● Exercise requirements
Count the lines containing "page". Give the number alone.

● Entries shown
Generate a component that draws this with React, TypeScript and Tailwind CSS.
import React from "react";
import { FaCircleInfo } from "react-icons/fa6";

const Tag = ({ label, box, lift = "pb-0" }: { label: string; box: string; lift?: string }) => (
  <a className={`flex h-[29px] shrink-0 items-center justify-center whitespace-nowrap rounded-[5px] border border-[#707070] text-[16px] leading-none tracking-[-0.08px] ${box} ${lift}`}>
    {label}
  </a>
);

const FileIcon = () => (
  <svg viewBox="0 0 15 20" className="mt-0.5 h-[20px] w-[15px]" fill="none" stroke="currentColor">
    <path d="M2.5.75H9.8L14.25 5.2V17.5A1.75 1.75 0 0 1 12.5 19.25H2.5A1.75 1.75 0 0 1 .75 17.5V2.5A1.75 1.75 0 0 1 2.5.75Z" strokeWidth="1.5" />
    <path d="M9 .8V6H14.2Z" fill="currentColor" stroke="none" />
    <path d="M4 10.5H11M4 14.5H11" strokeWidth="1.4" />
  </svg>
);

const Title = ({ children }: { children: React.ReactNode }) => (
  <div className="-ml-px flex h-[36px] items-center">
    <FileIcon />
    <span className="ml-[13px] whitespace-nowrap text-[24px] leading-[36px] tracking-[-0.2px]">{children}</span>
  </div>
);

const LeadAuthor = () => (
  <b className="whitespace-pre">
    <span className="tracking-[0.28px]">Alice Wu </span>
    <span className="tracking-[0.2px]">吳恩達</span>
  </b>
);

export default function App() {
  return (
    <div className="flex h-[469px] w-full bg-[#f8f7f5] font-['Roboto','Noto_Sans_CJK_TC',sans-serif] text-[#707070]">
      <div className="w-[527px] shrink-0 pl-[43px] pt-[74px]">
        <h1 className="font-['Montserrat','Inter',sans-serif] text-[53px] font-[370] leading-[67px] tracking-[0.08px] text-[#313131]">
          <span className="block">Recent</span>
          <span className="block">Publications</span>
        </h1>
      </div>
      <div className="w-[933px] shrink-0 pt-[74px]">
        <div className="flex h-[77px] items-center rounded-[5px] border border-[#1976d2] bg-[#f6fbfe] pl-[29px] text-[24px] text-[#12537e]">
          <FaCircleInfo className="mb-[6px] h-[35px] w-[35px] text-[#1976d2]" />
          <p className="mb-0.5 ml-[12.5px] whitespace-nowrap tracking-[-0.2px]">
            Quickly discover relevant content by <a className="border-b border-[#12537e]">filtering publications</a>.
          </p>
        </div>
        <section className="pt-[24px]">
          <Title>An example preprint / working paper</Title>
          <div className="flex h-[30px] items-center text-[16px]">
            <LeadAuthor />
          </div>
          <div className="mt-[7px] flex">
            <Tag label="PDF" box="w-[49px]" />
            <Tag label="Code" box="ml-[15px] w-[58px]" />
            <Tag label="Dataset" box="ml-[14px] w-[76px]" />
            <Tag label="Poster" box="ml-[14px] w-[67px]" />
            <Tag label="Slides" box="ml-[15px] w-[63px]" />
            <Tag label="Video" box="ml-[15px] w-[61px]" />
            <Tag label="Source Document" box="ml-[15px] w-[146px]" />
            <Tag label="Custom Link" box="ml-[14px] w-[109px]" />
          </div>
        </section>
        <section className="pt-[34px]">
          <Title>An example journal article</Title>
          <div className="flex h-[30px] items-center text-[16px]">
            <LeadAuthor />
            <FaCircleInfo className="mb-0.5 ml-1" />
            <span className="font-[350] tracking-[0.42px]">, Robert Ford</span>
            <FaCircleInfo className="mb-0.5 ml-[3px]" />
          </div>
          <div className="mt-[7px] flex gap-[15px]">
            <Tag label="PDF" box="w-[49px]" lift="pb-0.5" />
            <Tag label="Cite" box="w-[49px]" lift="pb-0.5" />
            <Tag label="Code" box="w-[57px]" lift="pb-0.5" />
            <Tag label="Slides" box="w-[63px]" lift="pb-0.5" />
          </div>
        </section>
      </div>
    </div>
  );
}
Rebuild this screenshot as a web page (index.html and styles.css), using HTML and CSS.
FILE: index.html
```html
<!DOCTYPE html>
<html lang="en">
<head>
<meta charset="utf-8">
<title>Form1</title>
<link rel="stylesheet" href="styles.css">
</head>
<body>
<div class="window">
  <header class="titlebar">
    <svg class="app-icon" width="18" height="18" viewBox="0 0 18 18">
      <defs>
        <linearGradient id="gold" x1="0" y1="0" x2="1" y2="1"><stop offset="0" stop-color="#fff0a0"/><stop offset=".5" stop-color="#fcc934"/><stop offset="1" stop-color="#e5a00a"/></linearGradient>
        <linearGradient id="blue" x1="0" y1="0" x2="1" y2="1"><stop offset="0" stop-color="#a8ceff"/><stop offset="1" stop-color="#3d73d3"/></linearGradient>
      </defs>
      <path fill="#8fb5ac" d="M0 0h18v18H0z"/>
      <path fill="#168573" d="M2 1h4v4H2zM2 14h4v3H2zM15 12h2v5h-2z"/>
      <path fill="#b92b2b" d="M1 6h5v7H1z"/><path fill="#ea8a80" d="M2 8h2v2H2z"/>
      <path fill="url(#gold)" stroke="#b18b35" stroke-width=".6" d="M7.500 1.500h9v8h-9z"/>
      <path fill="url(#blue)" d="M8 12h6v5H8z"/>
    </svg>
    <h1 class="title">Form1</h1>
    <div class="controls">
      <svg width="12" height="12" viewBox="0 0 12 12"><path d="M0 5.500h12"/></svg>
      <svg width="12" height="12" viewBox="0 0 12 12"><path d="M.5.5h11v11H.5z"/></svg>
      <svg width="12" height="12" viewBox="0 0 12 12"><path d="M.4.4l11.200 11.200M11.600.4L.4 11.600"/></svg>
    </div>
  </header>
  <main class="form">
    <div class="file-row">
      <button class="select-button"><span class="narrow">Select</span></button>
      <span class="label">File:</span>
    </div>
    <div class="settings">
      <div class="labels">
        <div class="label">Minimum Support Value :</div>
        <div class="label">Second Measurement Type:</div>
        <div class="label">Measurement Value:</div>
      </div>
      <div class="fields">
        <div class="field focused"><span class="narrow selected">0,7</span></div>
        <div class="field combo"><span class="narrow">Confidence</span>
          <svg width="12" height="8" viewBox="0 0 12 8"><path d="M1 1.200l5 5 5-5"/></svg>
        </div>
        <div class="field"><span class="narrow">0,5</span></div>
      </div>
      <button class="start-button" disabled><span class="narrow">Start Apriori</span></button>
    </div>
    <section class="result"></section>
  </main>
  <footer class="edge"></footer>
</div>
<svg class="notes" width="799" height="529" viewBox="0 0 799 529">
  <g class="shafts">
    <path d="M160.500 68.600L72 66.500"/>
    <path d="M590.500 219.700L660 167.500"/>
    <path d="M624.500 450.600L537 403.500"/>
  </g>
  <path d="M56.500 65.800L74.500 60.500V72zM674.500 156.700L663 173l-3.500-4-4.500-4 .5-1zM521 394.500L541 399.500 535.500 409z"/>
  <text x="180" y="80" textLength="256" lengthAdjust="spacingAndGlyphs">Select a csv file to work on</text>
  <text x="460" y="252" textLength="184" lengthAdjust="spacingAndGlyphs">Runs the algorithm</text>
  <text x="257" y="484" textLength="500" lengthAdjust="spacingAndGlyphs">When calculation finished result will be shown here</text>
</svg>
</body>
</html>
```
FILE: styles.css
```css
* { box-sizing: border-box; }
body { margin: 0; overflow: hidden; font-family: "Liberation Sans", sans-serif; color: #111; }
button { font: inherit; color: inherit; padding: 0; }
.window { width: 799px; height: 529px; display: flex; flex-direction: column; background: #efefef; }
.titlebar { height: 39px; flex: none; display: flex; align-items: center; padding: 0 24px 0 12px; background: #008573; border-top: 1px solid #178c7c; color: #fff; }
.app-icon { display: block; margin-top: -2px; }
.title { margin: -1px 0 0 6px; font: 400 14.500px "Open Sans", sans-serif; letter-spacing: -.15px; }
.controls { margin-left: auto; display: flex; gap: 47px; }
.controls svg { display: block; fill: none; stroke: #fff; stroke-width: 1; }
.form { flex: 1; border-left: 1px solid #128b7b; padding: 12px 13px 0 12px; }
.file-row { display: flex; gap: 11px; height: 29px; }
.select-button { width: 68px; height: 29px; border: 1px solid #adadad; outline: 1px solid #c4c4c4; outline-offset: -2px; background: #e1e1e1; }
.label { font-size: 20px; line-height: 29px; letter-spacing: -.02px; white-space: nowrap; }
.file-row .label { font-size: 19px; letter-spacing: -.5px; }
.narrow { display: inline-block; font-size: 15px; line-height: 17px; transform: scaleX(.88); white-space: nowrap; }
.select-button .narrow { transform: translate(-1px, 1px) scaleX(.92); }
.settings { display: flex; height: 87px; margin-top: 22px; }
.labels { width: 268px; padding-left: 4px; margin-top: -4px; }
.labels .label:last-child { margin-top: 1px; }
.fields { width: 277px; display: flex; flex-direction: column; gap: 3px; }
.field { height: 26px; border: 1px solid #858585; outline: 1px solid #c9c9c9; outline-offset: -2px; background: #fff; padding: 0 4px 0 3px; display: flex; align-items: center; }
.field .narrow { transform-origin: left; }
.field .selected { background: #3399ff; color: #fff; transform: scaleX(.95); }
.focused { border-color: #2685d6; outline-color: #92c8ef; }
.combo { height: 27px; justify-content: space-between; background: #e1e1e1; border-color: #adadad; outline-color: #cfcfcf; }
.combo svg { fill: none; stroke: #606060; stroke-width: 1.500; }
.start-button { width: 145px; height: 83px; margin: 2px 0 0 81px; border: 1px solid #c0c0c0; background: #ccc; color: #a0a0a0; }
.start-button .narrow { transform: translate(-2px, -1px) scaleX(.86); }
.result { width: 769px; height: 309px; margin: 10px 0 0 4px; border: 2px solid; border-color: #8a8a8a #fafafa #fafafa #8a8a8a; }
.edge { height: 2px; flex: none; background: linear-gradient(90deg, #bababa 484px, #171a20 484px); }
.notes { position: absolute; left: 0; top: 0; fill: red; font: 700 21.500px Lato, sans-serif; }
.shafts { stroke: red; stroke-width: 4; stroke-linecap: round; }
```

* * *

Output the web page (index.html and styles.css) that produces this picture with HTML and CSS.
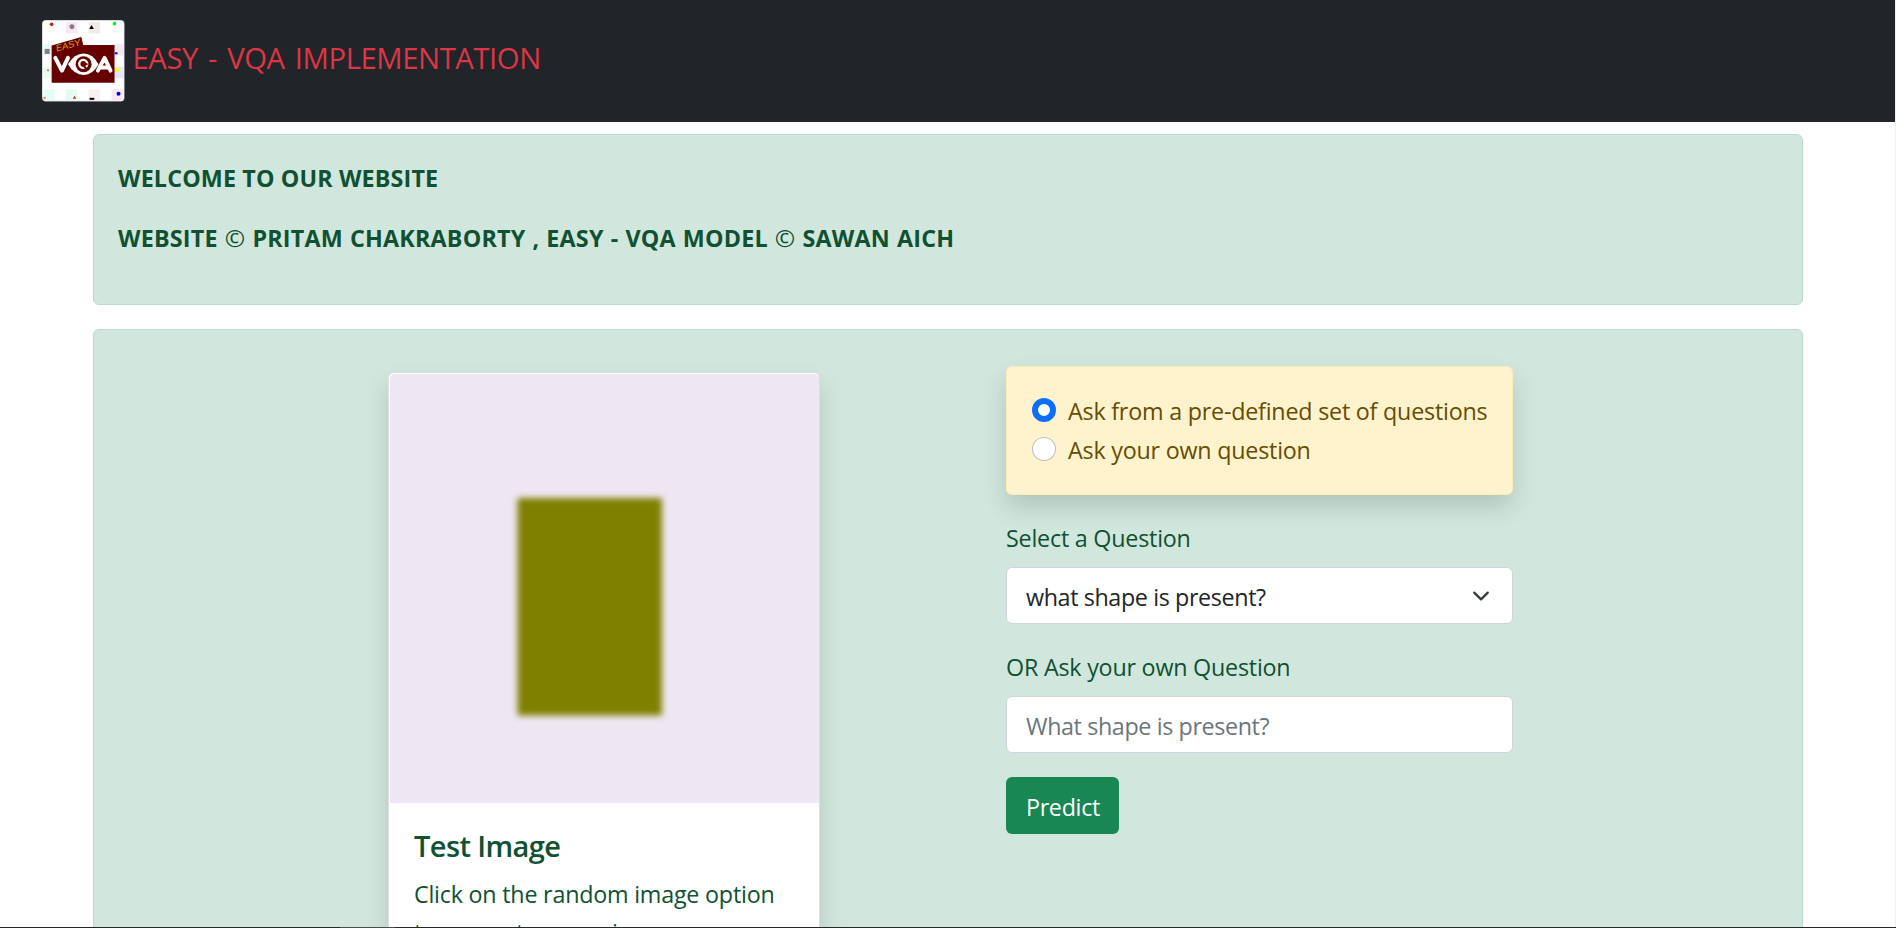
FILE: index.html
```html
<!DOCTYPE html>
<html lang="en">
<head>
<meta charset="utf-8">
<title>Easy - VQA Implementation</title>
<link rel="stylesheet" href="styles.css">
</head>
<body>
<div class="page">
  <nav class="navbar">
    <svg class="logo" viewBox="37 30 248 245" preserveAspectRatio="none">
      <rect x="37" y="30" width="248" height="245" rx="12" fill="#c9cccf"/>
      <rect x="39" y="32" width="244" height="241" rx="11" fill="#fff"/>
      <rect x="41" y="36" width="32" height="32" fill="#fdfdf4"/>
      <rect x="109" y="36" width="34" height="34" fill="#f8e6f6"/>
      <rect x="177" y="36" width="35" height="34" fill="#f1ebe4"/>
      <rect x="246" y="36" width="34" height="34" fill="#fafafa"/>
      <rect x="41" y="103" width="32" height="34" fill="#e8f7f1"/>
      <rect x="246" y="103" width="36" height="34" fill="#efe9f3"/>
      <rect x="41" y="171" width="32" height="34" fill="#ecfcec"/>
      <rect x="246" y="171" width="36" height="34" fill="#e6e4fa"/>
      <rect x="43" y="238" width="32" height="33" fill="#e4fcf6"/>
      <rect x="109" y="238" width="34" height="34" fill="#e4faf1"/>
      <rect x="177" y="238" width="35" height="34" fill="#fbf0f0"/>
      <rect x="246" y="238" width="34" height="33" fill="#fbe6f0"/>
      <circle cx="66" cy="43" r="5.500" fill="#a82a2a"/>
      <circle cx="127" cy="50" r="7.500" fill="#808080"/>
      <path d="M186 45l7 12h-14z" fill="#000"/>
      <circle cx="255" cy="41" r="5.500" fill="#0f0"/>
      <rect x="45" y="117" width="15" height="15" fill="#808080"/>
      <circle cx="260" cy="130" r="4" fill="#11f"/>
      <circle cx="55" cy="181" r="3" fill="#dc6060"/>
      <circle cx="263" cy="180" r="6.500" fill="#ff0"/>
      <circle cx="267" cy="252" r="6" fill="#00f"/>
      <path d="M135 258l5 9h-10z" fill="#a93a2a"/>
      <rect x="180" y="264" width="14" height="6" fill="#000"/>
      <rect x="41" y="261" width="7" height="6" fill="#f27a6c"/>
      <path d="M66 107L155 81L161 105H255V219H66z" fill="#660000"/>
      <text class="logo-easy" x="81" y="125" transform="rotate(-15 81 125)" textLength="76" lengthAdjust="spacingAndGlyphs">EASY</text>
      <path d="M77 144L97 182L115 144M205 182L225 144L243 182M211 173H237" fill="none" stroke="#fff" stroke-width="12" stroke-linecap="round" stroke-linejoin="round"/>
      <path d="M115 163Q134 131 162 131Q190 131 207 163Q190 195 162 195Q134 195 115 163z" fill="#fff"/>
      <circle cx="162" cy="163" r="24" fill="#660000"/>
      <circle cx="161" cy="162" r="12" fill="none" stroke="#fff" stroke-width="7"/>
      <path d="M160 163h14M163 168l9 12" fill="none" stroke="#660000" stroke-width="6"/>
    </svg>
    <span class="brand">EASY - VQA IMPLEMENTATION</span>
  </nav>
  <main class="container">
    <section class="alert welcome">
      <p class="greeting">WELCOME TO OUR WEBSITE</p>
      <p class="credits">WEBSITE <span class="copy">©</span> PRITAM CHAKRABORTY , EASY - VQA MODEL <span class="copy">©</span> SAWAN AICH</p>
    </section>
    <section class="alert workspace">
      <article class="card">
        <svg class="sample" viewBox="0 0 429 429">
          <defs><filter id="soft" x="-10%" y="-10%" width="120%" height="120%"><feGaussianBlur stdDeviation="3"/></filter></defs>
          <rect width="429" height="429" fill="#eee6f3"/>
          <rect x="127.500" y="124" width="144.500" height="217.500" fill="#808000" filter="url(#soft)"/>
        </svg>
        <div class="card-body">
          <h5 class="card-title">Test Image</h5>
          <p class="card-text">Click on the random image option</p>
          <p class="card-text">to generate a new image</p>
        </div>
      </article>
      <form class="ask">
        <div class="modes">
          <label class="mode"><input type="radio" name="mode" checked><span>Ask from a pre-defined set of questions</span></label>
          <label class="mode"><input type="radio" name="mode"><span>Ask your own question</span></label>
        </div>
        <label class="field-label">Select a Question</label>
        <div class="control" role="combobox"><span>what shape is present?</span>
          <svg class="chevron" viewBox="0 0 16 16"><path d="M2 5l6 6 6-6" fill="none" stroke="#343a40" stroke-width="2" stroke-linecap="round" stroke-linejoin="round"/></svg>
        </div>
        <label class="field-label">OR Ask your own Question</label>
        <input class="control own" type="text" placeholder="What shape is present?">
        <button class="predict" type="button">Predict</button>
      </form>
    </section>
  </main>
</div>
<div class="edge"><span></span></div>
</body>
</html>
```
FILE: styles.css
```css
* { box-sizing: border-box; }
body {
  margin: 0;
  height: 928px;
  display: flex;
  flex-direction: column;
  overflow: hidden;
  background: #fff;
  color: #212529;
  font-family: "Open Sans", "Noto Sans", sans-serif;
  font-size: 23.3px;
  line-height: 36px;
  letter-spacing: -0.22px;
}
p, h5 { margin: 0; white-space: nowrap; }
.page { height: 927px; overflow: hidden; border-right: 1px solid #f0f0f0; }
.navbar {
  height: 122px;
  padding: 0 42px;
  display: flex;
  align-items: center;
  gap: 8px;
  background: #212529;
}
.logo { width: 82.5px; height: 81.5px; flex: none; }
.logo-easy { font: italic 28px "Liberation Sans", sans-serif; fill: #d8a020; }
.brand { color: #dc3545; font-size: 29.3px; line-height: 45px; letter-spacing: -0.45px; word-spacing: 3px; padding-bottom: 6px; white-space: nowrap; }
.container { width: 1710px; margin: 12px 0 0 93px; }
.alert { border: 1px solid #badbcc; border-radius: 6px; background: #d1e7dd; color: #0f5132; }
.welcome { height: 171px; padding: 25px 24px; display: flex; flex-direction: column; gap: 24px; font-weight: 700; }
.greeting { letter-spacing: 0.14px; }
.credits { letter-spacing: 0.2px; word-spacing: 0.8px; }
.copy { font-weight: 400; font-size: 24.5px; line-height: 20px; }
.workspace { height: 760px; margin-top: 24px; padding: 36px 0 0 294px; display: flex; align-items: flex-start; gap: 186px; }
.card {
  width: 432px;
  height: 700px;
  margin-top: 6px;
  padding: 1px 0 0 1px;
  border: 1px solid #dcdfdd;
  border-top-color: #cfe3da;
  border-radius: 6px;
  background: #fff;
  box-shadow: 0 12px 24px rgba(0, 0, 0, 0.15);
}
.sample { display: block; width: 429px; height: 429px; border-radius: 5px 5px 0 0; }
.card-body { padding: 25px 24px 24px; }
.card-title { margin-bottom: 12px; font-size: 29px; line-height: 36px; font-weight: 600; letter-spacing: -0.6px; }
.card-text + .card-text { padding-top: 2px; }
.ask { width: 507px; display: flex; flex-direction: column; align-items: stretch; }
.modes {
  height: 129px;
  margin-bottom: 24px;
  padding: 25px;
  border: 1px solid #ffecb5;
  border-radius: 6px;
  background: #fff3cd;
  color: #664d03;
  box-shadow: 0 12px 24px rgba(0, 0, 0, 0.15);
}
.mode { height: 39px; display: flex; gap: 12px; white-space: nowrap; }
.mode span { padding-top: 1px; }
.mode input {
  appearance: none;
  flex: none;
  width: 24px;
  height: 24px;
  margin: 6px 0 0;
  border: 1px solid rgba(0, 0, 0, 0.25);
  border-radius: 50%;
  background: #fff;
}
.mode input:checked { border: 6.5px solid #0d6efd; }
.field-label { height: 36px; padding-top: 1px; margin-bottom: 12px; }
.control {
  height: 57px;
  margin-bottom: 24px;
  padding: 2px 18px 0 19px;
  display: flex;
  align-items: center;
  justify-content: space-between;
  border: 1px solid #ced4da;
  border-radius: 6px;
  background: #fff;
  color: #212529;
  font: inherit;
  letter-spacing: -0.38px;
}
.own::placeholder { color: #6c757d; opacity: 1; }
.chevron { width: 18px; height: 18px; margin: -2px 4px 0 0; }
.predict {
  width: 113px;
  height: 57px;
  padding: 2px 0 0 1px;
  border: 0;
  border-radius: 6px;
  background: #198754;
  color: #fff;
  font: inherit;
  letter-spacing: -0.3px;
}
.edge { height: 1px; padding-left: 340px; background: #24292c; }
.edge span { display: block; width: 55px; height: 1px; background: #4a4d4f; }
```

● Solution to this exercise
4